GIVEN INFORMATION
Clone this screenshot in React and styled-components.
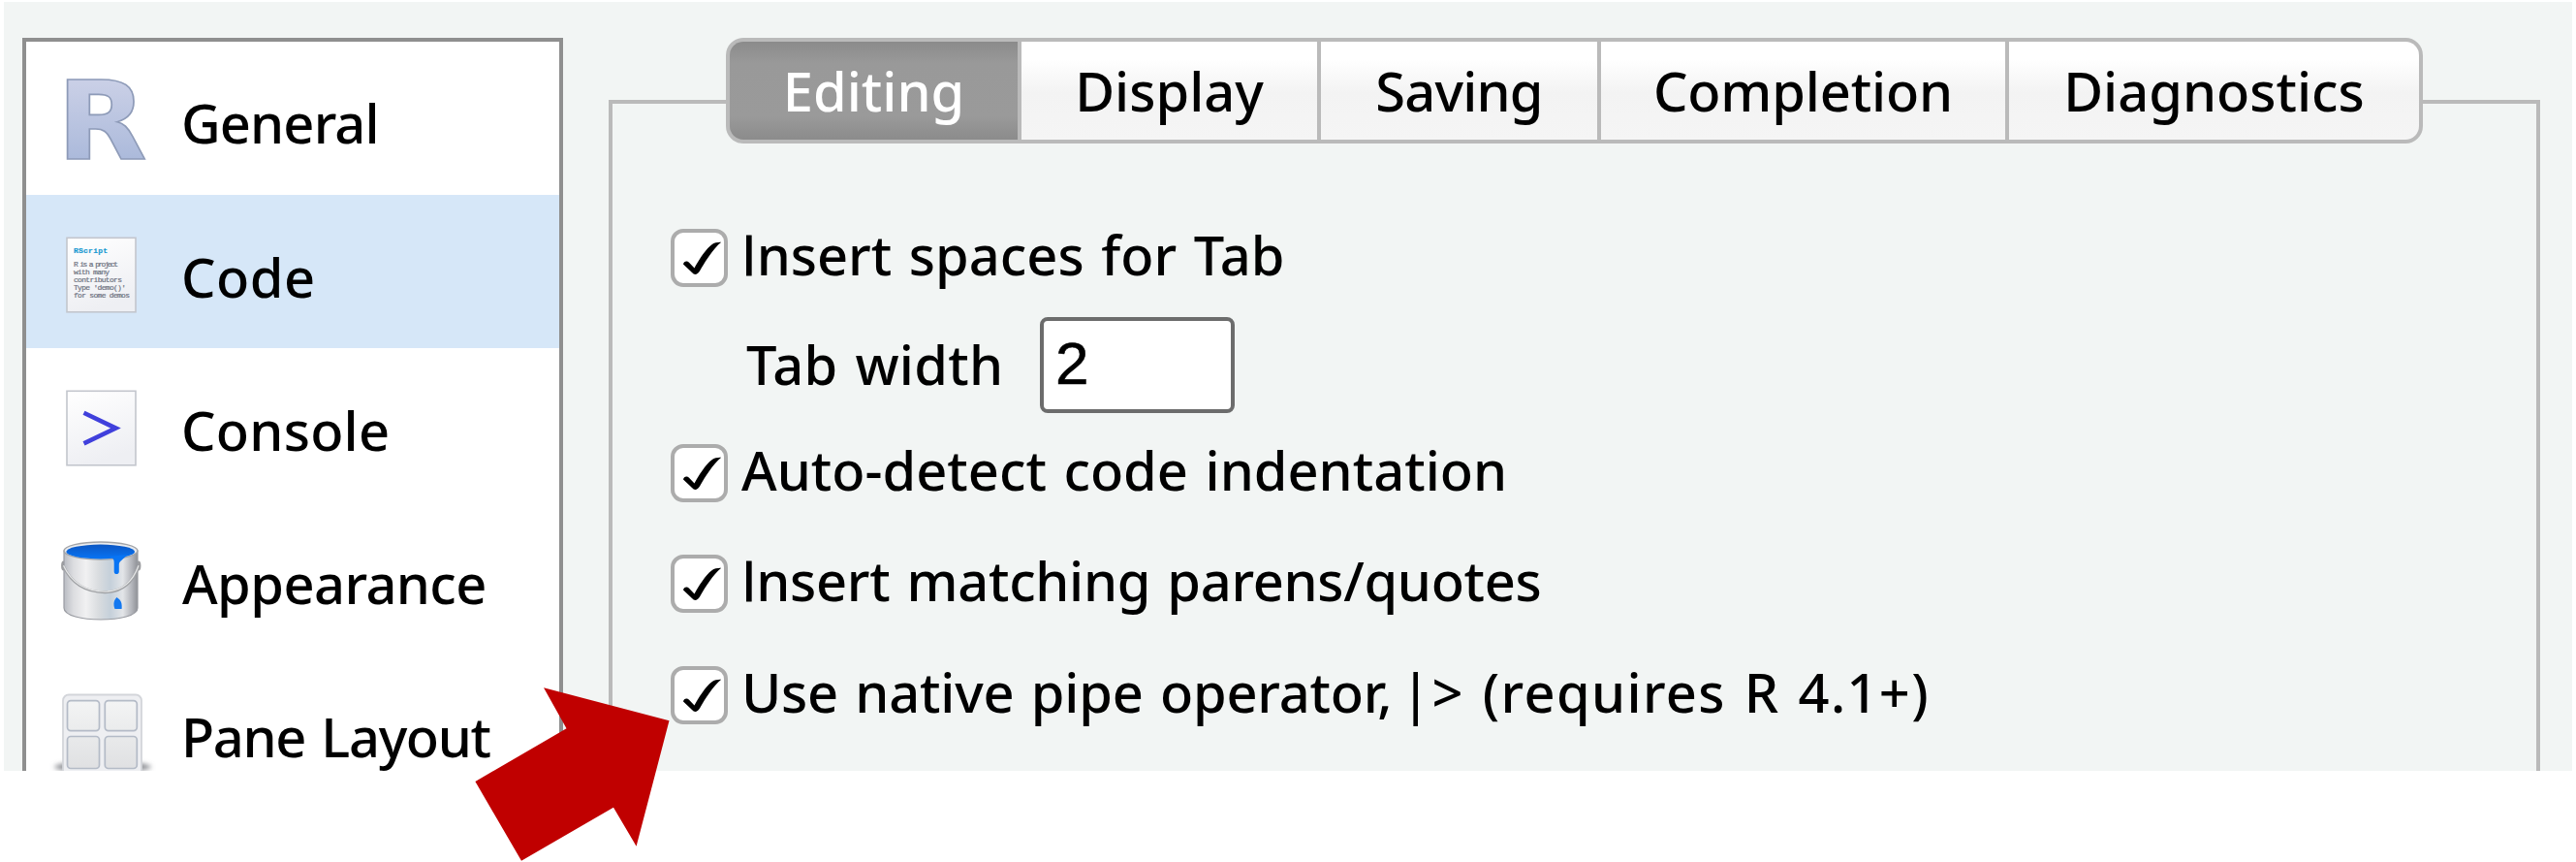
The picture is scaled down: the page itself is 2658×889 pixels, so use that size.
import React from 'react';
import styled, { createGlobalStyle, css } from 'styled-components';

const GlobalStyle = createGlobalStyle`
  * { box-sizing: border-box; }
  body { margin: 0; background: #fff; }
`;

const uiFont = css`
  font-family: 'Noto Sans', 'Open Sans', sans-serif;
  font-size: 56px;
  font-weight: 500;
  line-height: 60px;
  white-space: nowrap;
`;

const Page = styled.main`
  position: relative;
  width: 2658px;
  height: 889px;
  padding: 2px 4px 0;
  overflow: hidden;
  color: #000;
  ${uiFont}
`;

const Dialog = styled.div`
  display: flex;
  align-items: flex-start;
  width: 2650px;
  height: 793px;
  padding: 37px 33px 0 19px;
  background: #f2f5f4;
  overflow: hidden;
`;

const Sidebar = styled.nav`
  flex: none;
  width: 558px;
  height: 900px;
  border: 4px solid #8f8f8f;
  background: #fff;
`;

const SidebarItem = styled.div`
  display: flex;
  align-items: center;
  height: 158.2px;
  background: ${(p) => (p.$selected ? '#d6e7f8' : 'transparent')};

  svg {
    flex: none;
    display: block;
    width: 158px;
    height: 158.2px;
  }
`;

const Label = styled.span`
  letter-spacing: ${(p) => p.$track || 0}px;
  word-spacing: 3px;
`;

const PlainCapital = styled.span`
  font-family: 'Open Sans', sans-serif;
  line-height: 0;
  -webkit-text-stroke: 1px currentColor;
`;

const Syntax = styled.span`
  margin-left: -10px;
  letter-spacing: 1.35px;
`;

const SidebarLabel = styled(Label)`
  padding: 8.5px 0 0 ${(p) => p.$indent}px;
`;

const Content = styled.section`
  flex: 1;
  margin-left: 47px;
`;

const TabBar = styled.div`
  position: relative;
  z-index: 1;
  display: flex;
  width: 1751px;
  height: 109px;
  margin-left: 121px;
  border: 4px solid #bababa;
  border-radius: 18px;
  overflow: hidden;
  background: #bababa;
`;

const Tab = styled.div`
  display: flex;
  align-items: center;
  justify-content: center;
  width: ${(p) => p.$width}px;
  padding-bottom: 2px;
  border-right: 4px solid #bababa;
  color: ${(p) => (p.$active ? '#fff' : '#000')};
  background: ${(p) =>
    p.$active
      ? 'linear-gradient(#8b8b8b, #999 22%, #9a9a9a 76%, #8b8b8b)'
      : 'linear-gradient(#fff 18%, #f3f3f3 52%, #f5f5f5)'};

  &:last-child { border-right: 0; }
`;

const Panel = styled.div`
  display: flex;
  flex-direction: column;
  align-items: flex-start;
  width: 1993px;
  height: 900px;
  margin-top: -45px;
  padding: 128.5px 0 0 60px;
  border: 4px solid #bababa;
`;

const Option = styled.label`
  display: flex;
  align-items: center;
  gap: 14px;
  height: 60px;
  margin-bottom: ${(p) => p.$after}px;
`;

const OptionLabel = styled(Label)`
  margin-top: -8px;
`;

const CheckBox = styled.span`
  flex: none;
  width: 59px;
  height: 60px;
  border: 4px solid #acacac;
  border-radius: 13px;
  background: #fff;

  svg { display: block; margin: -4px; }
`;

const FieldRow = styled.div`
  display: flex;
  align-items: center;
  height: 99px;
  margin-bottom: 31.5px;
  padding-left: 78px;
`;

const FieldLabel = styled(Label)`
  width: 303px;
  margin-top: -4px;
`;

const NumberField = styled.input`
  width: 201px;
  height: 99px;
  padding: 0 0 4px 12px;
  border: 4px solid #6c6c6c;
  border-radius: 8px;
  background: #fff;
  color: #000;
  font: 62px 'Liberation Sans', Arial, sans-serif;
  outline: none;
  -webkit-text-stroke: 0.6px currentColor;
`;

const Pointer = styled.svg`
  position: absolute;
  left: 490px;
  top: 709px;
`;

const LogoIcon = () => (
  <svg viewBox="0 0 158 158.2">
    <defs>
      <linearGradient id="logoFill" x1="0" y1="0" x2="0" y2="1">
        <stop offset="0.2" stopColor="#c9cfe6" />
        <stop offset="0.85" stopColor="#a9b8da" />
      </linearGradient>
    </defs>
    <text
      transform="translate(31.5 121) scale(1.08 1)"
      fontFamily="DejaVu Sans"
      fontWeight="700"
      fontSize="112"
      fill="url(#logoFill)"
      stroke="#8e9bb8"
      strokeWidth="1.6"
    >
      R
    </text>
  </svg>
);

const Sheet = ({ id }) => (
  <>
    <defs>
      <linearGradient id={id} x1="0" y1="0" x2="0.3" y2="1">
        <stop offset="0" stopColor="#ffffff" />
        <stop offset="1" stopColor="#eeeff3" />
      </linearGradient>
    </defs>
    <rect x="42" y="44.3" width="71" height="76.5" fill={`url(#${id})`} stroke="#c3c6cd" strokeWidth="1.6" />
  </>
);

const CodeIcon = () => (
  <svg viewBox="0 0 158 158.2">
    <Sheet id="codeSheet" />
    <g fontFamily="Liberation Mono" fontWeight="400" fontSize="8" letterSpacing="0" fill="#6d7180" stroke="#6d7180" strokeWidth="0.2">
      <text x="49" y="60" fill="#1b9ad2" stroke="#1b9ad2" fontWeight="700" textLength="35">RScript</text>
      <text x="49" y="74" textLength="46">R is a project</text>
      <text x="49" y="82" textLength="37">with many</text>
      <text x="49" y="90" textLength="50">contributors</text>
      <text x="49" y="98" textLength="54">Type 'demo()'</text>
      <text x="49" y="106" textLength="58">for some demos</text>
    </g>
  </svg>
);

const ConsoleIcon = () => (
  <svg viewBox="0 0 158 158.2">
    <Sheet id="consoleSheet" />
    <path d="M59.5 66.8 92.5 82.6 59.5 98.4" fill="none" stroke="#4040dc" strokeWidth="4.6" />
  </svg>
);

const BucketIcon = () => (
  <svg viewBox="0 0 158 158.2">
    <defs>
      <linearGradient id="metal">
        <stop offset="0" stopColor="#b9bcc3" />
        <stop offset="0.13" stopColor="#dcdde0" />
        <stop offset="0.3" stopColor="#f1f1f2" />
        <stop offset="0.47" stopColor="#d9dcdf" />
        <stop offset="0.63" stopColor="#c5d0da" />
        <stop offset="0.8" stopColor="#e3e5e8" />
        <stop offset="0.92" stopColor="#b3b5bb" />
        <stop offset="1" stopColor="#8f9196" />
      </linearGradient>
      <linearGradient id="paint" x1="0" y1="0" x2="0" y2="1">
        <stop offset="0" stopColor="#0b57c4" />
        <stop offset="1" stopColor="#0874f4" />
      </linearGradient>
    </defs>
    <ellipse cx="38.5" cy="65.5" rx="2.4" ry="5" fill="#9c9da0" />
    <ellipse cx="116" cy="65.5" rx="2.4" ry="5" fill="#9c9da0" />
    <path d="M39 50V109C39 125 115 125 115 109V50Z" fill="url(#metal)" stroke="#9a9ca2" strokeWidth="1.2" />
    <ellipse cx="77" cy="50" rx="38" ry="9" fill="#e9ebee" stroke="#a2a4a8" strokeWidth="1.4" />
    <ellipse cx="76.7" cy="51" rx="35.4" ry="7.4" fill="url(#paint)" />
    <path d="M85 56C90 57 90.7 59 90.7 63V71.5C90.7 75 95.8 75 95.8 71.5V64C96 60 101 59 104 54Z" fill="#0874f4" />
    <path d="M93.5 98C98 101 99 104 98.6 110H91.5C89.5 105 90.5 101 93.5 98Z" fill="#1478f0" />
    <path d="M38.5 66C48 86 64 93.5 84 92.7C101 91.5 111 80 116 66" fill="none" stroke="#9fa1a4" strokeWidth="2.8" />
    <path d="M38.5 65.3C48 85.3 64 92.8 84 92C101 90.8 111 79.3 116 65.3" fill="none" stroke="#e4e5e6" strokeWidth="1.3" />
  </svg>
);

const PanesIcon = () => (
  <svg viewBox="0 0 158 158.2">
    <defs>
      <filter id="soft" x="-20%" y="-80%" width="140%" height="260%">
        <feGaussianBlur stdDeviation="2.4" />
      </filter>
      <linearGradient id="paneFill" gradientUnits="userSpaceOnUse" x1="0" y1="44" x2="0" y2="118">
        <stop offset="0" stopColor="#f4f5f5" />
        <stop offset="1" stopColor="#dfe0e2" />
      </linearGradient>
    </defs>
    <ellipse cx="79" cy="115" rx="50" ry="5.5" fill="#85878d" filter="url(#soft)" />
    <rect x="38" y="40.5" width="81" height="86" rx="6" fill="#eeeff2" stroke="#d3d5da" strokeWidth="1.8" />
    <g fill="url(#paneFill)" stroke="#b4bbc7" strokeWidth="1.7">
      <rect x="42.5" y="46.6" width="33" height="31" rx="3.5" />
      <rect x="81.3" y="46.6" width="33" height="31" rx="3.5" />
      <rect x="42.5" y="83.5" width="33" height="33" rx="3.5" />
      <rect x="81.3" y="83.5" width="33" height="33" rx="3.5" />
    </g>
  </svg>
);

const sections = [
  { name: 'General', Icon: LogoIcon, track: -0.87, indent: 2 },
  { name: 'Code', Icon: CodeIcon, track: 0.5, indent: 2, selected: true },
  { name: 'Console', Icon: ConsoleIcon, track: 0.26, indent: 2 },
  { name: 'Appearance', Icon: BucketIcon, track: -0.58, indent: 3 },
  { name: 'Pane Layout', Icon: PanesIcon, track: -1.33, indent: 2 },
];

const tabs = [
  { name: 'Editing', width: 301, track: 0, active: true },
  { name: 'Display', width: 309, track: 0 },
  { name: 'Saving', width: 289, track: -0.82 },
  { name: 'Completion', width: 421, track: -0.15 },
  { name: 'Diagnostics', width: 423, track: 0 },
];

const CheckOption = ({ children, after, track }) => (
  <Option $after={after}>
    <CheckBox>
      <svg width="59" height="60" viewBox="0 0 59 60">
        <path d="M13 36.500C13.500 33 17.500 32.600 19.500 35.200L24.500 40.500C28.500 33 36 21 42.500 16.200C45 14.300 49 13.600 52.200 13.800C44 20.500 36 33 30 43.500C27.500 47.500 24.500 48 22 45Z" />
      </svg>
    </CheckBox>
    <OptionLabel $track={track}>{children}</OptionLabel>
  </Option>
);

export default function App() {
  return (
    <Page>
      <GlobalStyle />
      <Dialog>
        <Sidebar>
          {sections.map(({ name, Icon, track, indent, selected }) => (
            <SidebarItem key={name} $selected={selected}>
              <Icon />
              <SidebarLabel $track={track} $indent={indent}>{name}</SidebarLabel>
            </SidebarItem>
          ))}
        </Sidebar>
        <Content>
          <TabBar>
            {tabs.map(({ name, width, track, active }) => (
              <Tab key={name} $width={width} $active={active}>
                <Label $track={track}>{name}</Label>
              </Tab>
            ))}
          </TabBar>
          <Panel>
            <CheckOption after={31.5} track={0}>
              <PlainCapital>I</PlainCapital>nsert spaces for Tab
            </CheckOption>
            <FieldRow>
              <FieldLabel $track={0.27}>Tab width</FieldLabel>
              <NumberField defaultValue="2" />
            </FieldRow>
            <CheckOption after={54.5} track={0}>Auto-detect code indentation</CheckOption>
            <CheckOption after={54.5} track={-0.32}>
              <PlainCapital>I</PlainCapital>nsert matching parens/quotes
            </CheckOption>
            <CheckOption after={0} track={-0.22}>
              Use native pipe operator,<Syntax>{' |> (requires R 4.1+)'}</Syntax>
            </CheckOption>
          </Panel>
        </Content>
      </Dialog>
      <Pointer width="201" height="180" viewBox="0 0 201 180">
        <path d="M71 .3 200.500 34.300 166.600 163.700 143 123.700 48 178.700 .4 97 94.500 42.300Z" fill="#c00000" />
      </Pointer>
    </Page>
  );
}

WORK TO DO
Check each line above for the string "React", then copy the ones that have it.

FINISHED EXERCISE
Clone this screenshot in React and styled-components.
import React from 'react';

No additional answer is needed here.